The motto of Victoria Police is “Uphold the Right”. Earlier this year, those words took on new meaning when the organisation agreed that police officers were entitled to switch off at home without being disturbed by calls, messages or emails.
In April, the Fair Work Commission approved an Enterprise Bargaining Agreement (EBA) for nearly 17,000 officers in the Victoria Police Force, granting them “the right to disconnect”. This means that, with the exception of a genuine emergency or concern for welfare situations, officers are not to be contacted outside of their specified working hours.
In a 134-page decision, the Commission noted “supervisors and managers must respect employees’ periods of leave and rest days”.
“Other than in emergency situations or genuine welfare matters, employees must not be contacted outside of the employee’s hours of work, unless the employee is in receipt of an availability allowance.
“Employees are not required to read or respond to emails or phone calls outside their effective working hours.”
The new agreement applies to those on the frontline and is expected to pave the way for other public sector workplaces to introduce similar policies.
While stopping short of legally enshrining the right to disconnect, many companies in the private sector are looking to follow suit with endorsed downtime and eliminating unspoken requirements for 24/7 availability.
Economist and Professor Barbara Pocock from the University of South Australia’s Business School tells LSJ “I think there are good reasons why Victorian police are first through the gate in Australia.”
“High pressure occupations where work is very demanding and intense particularly need good recovery time: time free of work issues, time to regenerate by doing things that keep our attention off work, and time to keep our relationships in good order.
“I have interviewed and surveyed thousands of workers in my time, including lawyers, who seek and need limits on their time at work.”
Some global corporations, including US finance giant Goldman Sachs, have implemented policies like “the Saturday rule”, where junior staff are not expected to be in the office from 9pm Friday to 9am Sunday.
Law firms, too, have come under pressure for the demands placed on staff, especially younger employees, to perform well outside the realm of a standard day at the office.
In 2019, the Hayne Royal Commission into Misconduct in the Banking and Financial Services Industry exposed the long hours expected of some graduate lawyers. Evidence revealed some were sleeping under desks and consistently clocking overtime to meet the expectations.
That evidence led to new federal rules mandating that firms conduct regular pay reconciliation for graduate lawyers, clerks and paralegals and advise them how their salary is calculated; including what overtime hours are expected.
“It’s challenging in both the private and public spheres,” Pocock says.
“Workplace cultures vary very widely according to the local management style, the nature of the work, and the individual circumstances of workers.
“The expectations of clients and customers are very important in setting meaningful limits on connection. So early discussion of rules and expectations is important including discussion of emergency situations, and what constitutes an emergency.”
“If always being tuned into work is the expectation, then those with caring responsibilities, who are often women, will be left behind.”
Working from home or living in the office?

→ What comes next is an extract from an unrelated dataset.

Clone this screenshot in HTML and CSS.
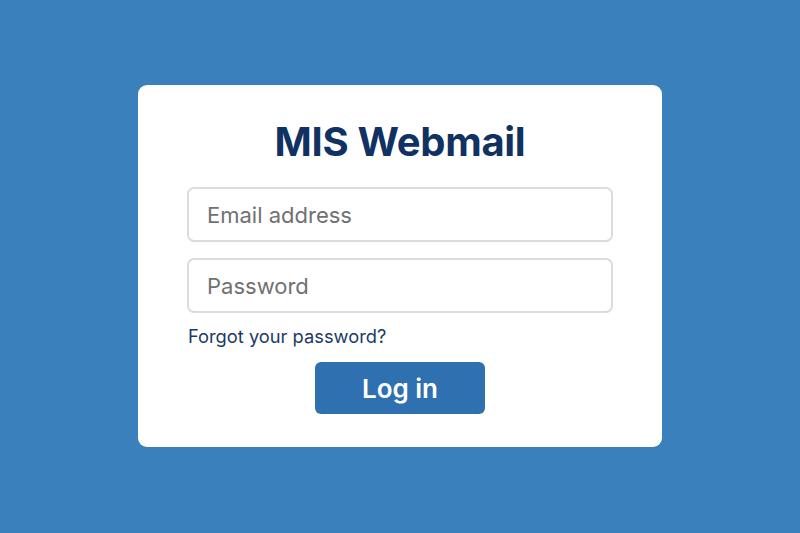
FILE: index.html
```html
<!DOCTYPE html>
<html lang="en">
<head>
<meta charset="utf-8">
<title>MIS Webmail</title>
<link rel="stylesheet" href="styles.css">
</head>
<body>
<main class="page">
  <form class="card" onsubmit="return false;">
    <h1 class="title">MIS Webmail</h1>
    <input class="field field-email" type="text" placeholder="Email address">
    <input class="field field-password" type="password" placeholder="Password">
    <a class="forgot" href="#">Forgot your password?</a>
    <div class="actions">
      <button class="login" type="submit">Log in</button>
    </div>
  </form>
</main>
</body>
</html>
```

FILE: styles.css
```css
* { box-sizing: border-box; }
html, body {
  margin: 0;
  padding: 0;
  height: 100%;
}
body {
  background: #3a80bd;
  font-family: Inter, "Liberation Sans", sans-serif;
}
.page {
  height: 533px;
  display: flex;
  justify-content: center;
  align-items: flex-start;
  padding-top: 85px;
}
.card {
  width: 524px;
  height: 362px;
  background: #ffffff;
  border-radius: 9px;
  padding: 31px 49px 33px;
  display: flex;
  flex-direction: column;
}
.title {
  margin: 0 0 19px;
  font-size: 40px;
  line-height: 52px;
  font-weight: 700;
  color: #0f3262;
  text-align: center;
  letter-spacing: -0.3px;
}
.field {
  width: 426px;
  height: 55px;
  border: 2px solid #dcdcdc;
  border-radius: 7px;
  padding: 0 18px;
  font-family: Inter, "Liberation Sans", sans-serif;
  font-size: 22px;
  color: #333;
  background: #fff;
  outline: none;
}
.field::placeholder { color: #717171; }
.field-email { margin-bottom: 16px; }
.forgot {
  margin-top: 12px;
  align-self: flex-start;
  font-size: 18.3px;
  line-height: 22px;
  color: #1b3a68;
  text-decoration: none;
  padding-left: 1px;
}
.actions {
  margin-top: 15px;
  display: flex;
  justify-content: center;
}
.login {
  width: 170px;
  height: 52px;
  border: none;
  border-radius: 6px;
  background: #2f70b1;
  color: #ffffff;
  font-family: Inter, "Liberation Sans", sans-serif;
  font-size: 26px;
  font-weight: 600;
  cursor: pointer;
  padding: 0;
}
```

The disconnect precedent takes on new meaning in the remote-working environment and a modern trend of “availability creep”: the pressure, whether real or perceived, to be constantly on call to answer any message or alert from the office. Far from an antiquated mindset that working from home was a chance to switch off on company time, a 2020 survey from The Australia Institute recorded that employees were clocking an extra 5.3 hours of overtime each week, up from 4.6 hours in the previous year.
The Australian Council of Trade Unions (ACTU) unsurprisingly backed the changes at Victoria Police. Its Secretary Sally McManus noted the decision’s relevance for all professionals and workers in the current remote environment.

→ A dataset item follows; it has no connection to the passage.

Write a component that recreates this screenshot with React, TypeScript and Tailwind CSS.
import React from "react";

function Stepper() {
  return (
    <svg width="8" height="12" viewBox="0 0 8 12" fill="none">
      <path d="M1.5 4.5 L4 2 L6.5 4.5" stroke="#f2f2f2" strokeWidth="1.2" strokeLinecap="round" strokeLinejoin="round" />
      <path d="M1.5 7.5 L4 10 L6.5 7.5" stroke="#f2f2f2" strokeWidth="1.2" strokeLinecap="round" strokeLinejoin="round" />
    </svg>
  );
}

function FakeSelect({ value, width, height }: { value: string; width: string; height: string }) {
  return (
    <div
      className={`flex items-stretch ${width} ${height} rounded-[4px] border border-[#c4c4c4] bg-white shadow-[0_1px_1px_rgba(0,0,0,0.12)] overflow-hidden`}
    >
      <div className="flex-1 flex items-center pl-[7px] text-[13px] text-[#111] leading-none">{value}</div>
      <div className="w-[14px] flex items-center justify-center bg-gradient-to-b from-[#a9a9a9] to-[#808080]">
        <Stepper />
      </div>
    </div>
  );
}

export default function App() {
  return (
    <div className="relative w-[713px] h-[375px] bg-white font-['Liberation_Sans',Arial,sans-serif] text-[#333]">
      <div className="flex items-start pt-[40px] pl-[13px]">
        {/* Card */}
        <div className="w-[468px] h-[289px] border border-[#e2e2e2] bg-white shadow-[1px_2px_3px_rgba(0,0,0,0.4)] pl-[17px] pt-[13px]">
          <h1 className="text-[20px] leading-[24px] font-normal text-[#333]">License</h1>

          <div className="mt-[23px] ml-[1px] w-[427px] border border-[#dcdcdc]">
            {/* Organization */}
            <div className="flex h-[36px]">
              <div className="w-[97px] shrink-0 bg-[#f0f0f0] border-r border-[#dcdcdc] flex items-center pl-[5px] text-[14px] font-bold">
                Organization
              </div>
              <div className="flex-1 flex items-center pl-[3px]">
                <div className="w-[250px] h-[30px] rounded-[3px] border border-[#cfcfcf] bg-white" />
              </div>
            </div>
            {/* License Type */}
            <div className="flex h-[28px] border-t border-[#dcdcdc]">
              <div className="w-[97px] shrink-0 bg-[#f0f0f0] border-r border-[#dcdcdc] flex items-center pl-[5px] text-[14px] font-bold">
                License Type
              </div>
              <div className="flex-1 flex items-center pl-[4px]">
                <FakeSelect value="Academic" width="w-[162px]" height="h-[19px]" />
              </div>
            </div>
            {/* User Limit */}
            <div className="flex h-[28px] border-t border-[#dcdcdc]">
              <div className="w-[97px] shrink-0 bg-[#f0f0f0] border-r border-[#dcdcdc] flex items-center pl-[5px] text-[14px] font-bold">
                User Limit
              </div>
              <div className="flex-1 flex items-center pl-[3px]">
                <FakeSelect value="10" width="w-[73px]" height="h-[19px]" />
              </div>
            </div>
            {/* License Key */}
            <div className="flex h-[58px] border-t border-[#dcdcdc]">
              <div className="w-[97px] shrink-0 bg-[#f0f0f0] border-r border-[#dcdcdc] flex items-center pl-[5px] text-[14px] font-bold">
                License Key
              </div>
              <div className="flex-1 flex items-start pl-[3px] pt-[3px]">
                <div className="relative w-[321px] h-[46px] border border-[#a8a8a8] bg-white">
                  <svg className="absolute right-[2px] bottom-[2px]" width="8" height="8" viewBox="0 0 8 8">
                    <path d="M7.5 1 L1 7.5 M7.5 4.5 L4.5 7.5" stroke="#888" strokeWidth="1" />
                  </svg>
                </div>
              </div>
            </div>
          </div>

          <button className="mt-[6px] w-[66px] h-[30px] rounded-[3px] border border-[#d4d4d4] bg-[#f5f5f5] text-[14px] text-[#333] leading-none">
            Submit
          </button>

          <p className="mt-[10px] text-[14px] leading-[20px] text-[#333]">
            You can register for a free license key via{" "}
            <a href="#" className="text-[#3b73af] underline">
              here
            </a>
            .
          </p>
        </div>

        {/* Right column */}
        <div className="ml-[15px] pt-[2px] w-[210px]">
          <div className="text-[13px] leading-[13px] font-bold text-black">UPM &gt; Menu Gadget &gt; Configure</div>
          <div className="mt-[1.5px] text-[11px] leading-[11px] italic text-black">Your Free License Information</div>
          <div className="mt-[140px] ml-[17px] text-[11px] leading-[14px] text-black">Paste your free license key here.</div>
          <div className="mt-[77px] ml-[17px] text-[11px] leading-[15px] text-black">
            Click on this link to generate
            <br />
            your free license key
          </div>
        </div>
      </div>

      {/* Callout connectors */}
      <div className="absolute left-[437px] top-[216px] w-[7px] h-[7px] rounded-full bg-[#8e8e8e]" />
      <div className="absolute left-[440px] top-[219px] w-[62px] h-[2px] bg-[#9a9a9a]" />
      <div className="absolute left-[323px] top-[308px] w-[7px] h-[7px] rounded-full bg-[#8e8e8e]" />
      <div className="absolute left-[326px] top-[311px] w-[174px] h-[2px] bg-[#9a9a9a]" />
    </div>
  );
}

“The potential for ‘work without end’ appears to be more likely to occur with those working from home. There is also an inherent danger that there will no longer be respect for the boundaries between paid work and private life,” McManus told LSJ.
“The right to disconnect is extremely important for the mental health of all workers and ensuring work-life balance. We know that working from home often means working longer hours and struggling not to be pulled into work after hours – the right to disconnect has never been more important.
“If always being tuned into work is the expectation, then those with caring responsibilities, who are often women, will be left behind. This expectation creates an unfair work environment.
“The right to disconnect is well established in some parts of Europe and Australian unions have already made some headway in this space … in their enterprise agreements.”
One of the critical parts of the Victorian decision noted the often-disturbing nature of police work, opening the door to other industries and professions who confront direct or vicarious trauma to follow suit and demand the right to disconnect.
“There are serious health concerns that come with not being able to disconnect, including anxiety and heart problems. The right to disconnect is ultimately good economic and social policy,” McManus says.
The global workforce disconnect
Other countries have already taken steps to ensure their employees’ rights are not outpaced by the rapid spread of technological intrusion.
In France, companies with more than 50 employees must engage with employees annually to ensure digital device time is regulated to maintain respect for private and family time. This was part of changes announced in the 2016 French Labour Code.
Although compliance has often suffered due to lack of enforcement, there have been some severe doses of punishment including an almost $AU100,000 fine for a pest control company that ordered a regional director to permanently leave his phone on to respond to requests from colleagues or customers. Following the French decision, in early 2021 the European Parliament approved a resolution on disconnecting, noting “the right for workers to switch off their digital tools including means of communication for work purposes outside their working time without facing consequences for not replying to e-mails, phone calls or text messages”. The Canadian Government has also considered a similiar approach but Pocock says employers should be setting the example.
“Employers have a responsibility to set limits in new ways in these new environments with limitless potential access to workers.”